Eric and I are in a new phase of our relationship, wondering what it would be like if we had dated properly or had any time to ourselves instead of having kids and running a business together. We keep saying that it will never be this hard again, and looking back to the startup of CrossFit Croydon when we were broke and miserable, clinging to a dream and hurt from our first venture not working out, we have definitely come a long way!
We may have more work to do now, but we always have food on the table. 
It is really hard to be everything we need to be and so we are learning to seperate our roles and define the time to be business owners, athletes and parents, the time will come when we can focus more on being partners too. 
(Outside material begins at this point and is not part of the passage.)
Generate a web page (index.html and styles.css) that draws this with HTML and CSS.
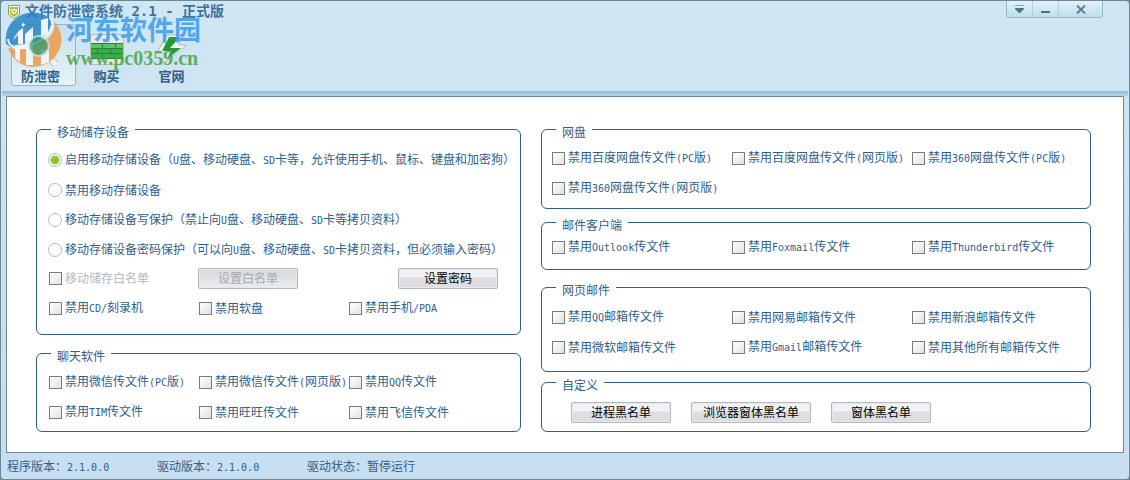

I have been training a bit, seeing the Chiro, and generally feeling ok physically though yesterday I had my first Olympic lifting session and somehow managed to punch the bar and hurt my thumb! Snatched 33kg and power cleaned 45kg.
There is so much fear mongering around training post partum, but it is all a balance, my pelvic floor is activating well and with my core musculature, I feel strong and stable.
Mentally I'm feeling ok...quite anxious to be honest, a little baby blues and a lot like there's too much to do. Things that make me the most anxious are feeling torn between needing to do things and not wanting to miss out on every second with the kids. I'm learning to ask for help and accept help more...sometimes. 
Anyway The Mumma Movement will hopefully be live next week, a blog not quite as personal ;) and more collaborative. Hopefully today gets better with the sunshine and I can start the week on a high, feeling accomplished and ready for whatever life throws my way. I saluted the sun today, my own way of celebrating the winter solstice, a time of reflection, breath and grounding. We are naturally drawn indoors this time of the year and melbourne weather certainly encourages this, though as a sun lover I am usually a little more impatient and somber. 
Our household was unwell all last week and I feel thankful for a chance to welcome health.